» **Source data**:
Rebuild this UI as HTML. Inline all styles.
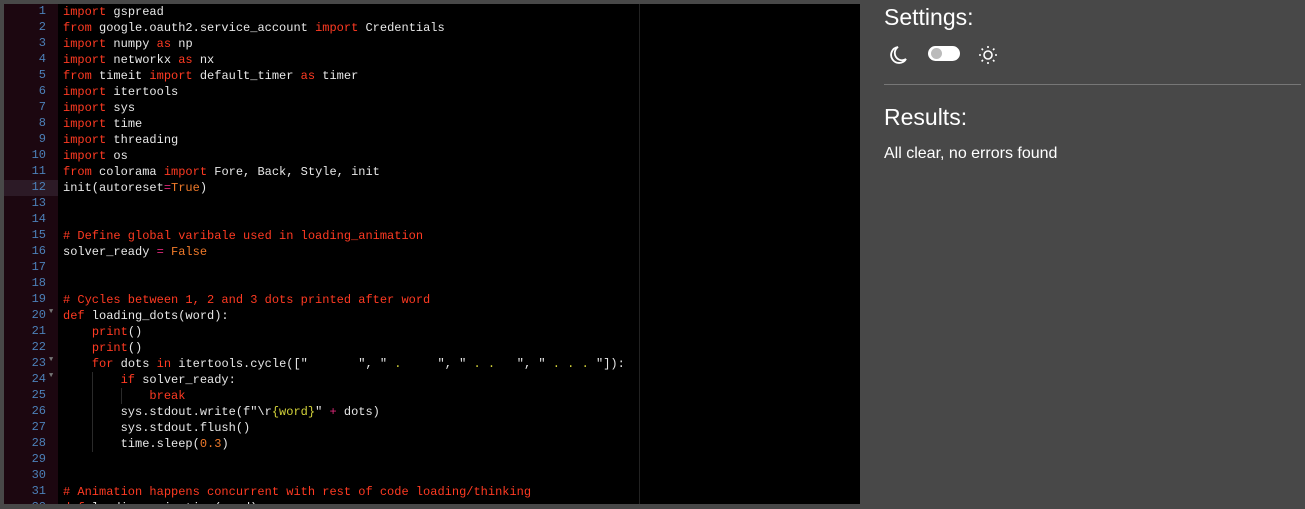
<!DOCTYPE html>
<html><head><style>
body{margin:0;width:1305px;height:509px;background:#484848;position:relative;overflow:hidden;font-family:"Liberation Sans",sans-serif}
#ed{position:absolute;left:4px;top:4px;width:856px;height:500px;background:#000;overflow:hidden}
#gut{position:absolute;left:0;top:0;width:54px;height:500px;background:#1c0710}
.ln{position:absolute;left:0;width:54px;height:16px;line-height:16px;font:12px "Liberation Mono",monospace;color:#4c80b8;text-align:right;box-sizing:border-box;padding-right:12px}
.ln.a{background:#2c1a26}
.fold{position:absolute;left:45px;font-size:7px;color:#777}
#code{position:absolute;left:59px;top:0;font:12px/16px "Liberation Mono",monospace;color:#e8e8e8;white-space:pre}
.k{color:#ff3a22}.c{color:#ff3a22}.o{color:#f07a2a}.s{color:#d4d43a}.p{color:#e0287a}
#pm{position:absolute;left:635px;top:0;width:1px;height:500px;background:#222}
.ig{position:absolute;width:1px;background:#2a2a2a}
.h{position:absolute;left:884px;color:#fff;font-size:23px;font-weight:300}
</style></head><body>
<div id="ed">
<div id="gut"></div>
<div id="pm"></div>
<div class="ig" style="left:88px;top:368px;height:80px"></div>
<div class="ig" style="left:117px;top:384px;height:16px"></div>
<div id="nums"></div>
<div id="code"><span class="k">import</span> gspread
<span class="k">from</span> google.oauth2.service_account <span class="k">import</span> Credentials
<span class="k">import</span> numpy <span class="k">as</span> np
<span class="k">import</span> networkx <span class="k">as</span> nx
<span class="k">from</span> timeit <span class="k">import</span> default_timer <span class="k">as</span> timer
<span class="k">import</span> itertools
<span class="k">import</span> sys
<span class="k">import</span> time
<span class="k">import</span> threading
<span class="k">import</span> os
<span class="k">from</span> colorama <span class="k">import</span> Fore, Back, Style, init
init(autoreset<span class="p">=</span><span class="o">True</span>)


<span class="c"># Define global varibale used in loading_animation</span>
solver_ready <span class="p">=</span> <span class="o">False</span>


<span class="c"># Cycles between 1, 2 and 3 dots printed after word</span>
<span class="k">def</span> loading_dots(word):
    <span class="k">print</span>()
    <span class="k">print</span>()
    <span class="k">for</span> dots <span class="k">in</span> itertools.cycle([<span>"       "</span>, <span>" <span class="s">.</span>     "</span>, <span>" <span class="s">. .</span>   "</span>, <span>" <span class="s">. . .</span> "</span>]):
        <span class="k">if</span> solver_ready:
            <span class="k">break</span>
        sys.stdout.write(f"\r<span class="s">{word}</span>" <span class="p">+</span> dots)
        sys.stdout.flush()
        time.sleep(<span class="o">0.3</span>)


<span class="c"># Animation happens concurrent with rest of code loading/thinking</span>
<span class="k">def</span> loading_animation(word):</div>
</div>
<div class="h" style="top:4px">Settings:</div>
<svg style="position:absolute;left:888px;top:44px" width="20" height="22" viewBox="0 0 20 22"><path d="M10 3a8 8 0 1 0 8 12A7 7 0 0 1 10 3z" fill="none" stroke="#fff" stroke-width="1.8"/></svg>
<div style="position:absolute;left:928px;top:46px;width:32px;height:15px;border-radius:8px;background:#fff"></div>
<div style="position:absolute;left:931px;top:48px;width:11px;height:11px;border-radius:50%;background:#bbb"></div>
<svg style="position:absolute;left:977px;top:44px" width="22" height="22" viewBox="0 0 22 22" stroke="#fff" stroke-width="1.6" fill="none"><circle cx="11" cy="11" r="4"/><path d="M11 2v2M11 18v2M2 11h2M18 11h2M4.6 4.6l1.4 1.4M16 16l1.4 1.4M4.6 17.4L6 16M16 6l1.4-1.4"/></svg>
<div style="position:absolute;left:884px;top:84px;width:417px;height:1px;background:#777"></div>
<div class="h" style="top:104px">Results:</div>
<div style="position:absolute;left:884px;top:145px;color:#fff;font-size:16px">All clear, no errors found</div>
<script>
var g=document.getElementById('nums'),h='';
for(var i=1;i<=32;i++){h+='<div class="ln'+(i==12?' a':'')+'" style="top:'+((i-1)*16)+'px">'+i+([20,23,24].indexOf(i)>=0?'<span class="fold">&#9660;</span>':'')+'</div>';}
g.innerHTML=h;
</script>
</body></html>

» **Objective**:
Leave out the pictures and transcribe everything else exactly.

» **Finished exercise**:
Rebuild this UI as HTML. Inline all styles.
<!DOCTYPE html>
<html><head><style>
body{margin:0;width:1305px;height:509px;background:#484848;position:relative;overflow:hidden;font-family:"Liberation Sans",sans-serif}
#ed{position:absolute;left:4px;top:4px;width:856px;height:500px;background:#000;overflow:hidden}
#gut{position:absolute;left:0;top:0;width:54px;height:500px;background:#1c0710}
.ln{position:absolute;left:0;width:54px;height:16px;line-height:16px;font:12px "Liberation Mono",monospace;color:#4c80b8;text-align:right;box-sizing:border-box;padding-right:12px}
.ln.a{background:#2c1a26}
.fold{position:absolute;left:45px;font-size:7px;color:#777}
#code{position:absolute;left:59px;top:0;font:12px/16px "Liberation Mono",monospace;color:#e8e8e8;white-space:pre}
.k{color:#ff3a22}.c{color:#ff3a22}.o{color:#f07a2a}.s{color:#d4d43a}.p{color:#e0287a}
#pm{position:absolute;left:635px;top:0;width:1px;height:500px;background:#222}
.ig{position:absolute;width:1px;background:#2a2a2a}
.h{position:absolute;left:884px;color:#fff;font-size:23px;font-weight:300}
</style></head><body>
<div id="ed">
<div id="gut"></div>
<div id="pm"></div>
<div class="ig" style="left:88px;top:368px;height:80px"></div>
<div class="ig" style="left:117px;top:384px;height:16px"></div>
<div id="nums"></div>
<div id="code"><span class="k">import</span> gspread
<span class="k">from</span> google.oauth2.service_account <span class="k">import</span> Credentials
<span class="k">import</span> numpy <span class="k">as</span> np
<span class="k">import</span> networkx <span class="k">as</span> nx
<span class="k">from</span> timeit <span class="k">import</span> default_timer <span class="k">as</span> timer
<span class="k">import</span> itertools
<span class="k">import</span> sys
<span class="k">import</span> time
<span class="k">import</span> threading
<span class="k">import</span> os
<span class="k">from</span> colorama <span class="k">import</span> Fore, Back, Style, init
init(autoreset<span class="p">=</span><span class="o">True</span>)


<span class="c"># Define global varibale used in loading_animation</span>
solver_ready <span class="p">=</span> <span class="o">False</span>


<span class="c"># Cycles between 1, 2 and 3 dots printed after word</span>
<span class="k">def</span> loading_dots(word):
    <span class="k">print</span>()
    <span class="k">print</span>()
    <span class="k">for</span> dots <span class="k">in</span> itertools.cycle([<span>"       "</span>, <span>" <span class="s">.</span>     "</span>, <span>" <span class="s">. .</span>   "</span>, <span>" <span class="s">. . .</span> "</span>]):
        <span class="k">if</span> solver_ready:
            <span class="k">break</span>
        sys.stdout.write(f"\r<span class="s">{word}</span>" <span class="p">+</span> dots)
        sys.stdout.flush()
        time.sleep(<span class="o">0.3</span>)


<span class="c"># Animation happens concurrent with rest of code loading/thinking</span>
<span class="k">def</span> loading_animation(word):</div>
</div>
<div class="h" style="top:4px">Settings:</div>
<svg style="position:absolute;left:888px;top:44px" width="20" height="22" viewBox="0 0 20 22"><path d="M10 3a8 8 0 1 0 8 12A7 7 0 0 1 10 3z" fill="none" stroke="#fff" stroke-width="1.8"/></svg>
<div style="position:absolute;left:928px;top:46px;width:32px;height:15px;border-radius:8px;background:#fff"></div>
<div style="position:absolute;left:931px;top:48px;width:11px;height:11px;border-radius:50%;background:#bbb"></div>
<svg style="position:absolute;left:977px;top:44px" width="22" height="22" viewBox="0 0 22 22" stroke="#fff" stroke-width="1.6" fill="none"><circle cx="11" cy="11" r="4"/><path d="M11 2v2M11 18v2M2 11h2M18 11h2M4.6 4.6l1.4 1.4M16 16l1.4 1.4M4.6 17.4L6 16M16 6l1.4-1.4"/></svg>
<div style="position:absolute;left:884px;top:84px;width:417px;height:1px;background:#777"></div>
<div class="h" style="top:104px">Results:</div>
<div style="position:absolute;left:884px;top:145px;color:#fff;font-size:16px">All clear, no errors found</div>
<script>
var g=document.getElementById('nums'),h='';
for(var i=1;i<=32;i++){h+='<div class="ln'+(i==12?' a':'')+'" style="top:'+((i-1)*16)+'px">'+i+([20,23,24].indexOf(i)>=0?'<span class="fold">&#9660;</span>':'')+'</div>';}
g.innerHTML=h;
</script>
</body></html>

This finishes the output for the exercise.